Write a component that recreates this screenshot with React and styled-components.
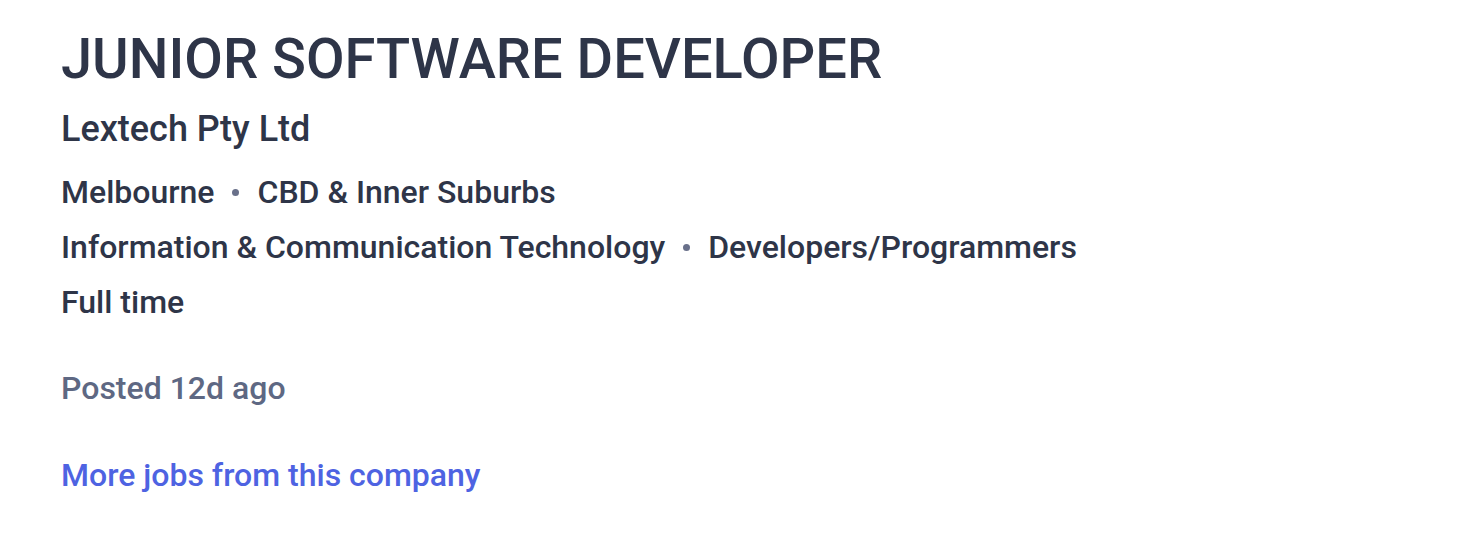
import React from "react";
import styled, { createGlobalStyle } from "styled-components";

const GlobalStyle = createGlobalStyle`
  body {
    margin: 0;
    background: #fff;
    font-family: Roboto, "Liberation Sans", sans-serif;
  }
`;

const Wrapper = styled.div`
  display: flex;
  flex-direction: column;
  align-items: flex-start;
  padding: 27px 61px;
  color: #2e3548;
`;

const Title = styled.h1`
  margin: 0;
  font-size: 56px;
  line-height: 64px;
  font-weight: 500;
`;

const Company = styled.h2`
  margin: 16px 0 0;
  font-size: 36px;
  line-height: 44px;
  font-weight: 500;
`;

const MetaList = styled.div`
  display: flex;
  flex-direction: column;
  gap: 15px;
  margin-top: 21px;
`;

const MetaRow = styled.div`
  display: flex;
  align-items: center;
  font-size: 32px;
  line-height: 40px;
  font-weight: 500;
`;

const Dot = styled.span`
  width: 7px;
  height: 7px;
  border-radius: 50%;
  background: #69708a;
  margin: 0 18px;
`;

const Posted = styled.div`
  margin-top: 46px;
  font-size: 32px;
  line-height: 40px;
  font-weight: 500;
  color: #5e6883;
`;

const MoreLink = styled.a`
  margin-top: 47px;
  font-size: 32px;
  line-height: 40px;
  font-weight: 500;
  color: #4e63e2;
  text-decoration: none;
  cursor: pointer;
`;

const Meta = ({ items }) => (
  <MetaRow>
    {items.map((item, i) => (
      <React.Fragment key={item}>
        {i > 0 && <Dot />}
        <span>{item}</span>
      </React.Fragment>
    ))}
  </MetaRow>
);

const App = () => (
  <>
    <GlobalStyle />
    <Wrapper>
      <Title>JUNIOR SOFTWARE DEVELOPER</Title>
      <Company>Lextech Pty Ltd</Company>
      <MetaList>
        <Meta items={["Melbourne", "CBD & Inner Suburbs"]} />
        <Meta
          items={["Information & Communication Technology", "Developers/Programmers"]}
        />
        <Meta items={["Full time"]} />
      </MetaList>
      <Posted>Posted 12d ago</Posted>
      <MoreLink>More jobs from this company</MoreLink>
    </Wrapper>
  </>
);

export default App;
──────────────────────────────
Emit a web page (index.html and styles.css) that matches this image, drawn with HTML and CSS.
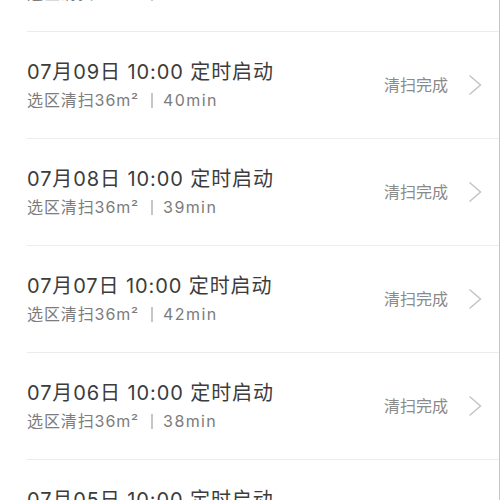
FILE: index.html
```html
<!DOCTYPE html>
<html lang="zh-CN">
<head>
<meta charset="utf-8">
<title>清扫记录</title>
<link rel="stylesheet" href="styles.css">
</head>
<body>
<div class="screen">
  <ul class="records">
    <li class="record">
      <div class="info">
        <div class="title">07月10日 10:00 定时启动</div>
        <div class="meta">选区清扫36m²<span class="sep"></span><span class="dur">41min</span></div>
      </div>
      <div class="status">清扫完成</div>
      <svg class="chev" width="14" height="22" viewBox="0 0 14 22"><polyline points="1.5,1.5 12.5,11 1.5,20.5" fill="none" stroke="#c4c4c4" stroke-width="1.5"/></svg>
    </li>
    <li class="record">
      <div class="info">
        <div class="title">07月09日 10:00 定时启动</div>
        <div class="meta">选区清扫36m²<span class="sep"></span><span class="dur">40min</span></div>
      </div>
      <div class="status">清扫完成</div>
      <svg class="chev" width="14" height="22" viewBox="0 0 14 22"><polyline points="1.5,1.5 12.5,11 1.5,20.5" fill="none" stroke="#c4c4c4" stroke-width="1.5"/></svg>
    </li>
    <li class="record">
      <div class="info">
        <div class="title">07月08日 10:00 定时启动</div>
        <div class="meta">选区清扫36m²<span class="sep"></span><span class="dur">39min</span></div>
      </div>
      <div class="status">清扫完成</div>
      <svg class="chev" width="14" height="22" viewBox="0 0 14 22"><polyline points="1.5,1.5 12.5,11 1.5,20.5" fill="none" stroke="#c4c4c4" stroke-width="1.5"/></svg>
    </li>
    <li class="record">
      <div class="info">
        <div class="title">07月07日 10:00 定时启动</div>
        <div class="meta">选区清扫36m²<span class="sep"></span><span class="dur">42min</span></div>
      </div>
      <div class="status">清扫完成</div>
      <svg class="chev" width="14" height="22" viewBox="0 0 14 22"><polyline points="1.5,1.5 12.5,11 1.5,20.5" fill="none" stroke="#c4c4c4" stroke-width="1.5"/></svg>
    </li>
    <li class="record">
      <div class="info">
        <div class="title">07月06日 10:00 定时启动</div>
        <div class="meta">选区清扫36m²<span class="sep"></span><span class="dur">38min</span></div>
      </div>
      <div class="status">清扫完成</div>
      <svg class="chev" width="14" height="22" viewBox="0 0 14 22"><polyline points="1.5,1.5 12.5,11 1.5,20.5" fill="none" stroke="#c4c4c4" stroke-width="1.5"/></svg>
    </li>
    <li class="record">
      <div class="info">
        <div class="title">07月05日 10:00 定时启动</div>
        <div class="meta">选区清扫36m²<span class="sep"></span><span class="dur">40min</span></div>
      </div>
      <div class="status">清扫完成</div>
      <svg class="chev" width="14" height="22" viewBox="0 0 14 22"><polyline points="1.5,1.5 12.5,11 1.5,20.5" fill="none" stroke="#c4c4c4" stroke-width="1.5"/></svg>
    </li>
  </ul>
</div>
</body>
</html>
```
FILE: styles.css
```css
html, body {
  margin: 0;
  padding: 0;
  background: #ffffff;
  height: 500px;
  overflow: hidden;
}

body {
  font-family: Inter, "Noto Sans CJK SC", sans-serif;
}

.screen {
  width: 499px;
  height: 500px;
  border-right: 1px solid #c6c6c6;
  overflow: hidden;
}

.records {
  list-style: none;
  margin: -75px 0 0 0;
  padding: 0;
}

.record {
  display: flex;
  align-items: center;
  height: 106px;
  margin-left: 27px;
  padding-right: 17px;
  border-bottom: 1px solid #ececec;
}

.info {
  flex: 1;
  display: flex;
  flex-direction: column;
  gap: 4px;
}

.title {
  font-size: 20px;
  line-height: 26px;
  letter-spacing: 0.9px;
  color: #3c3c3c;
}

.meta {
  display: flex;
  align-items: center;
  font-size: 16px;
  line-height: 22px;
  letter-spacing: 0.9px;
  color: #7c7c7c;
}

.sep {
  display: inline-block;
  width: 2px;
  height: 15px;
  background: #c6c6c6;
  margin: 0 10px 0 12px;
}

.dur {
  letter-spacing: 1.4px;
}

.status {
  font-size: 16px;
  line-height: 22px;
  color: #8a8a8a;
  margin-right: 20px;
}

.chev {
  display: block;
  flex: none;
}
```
──────────────────────────────
● Instruction
Show every line where the string "index" appears.

● Answer
Emit a web page (index.html and styles.css) that matches this image, drawn with HTML and CSS.
FILE: index.html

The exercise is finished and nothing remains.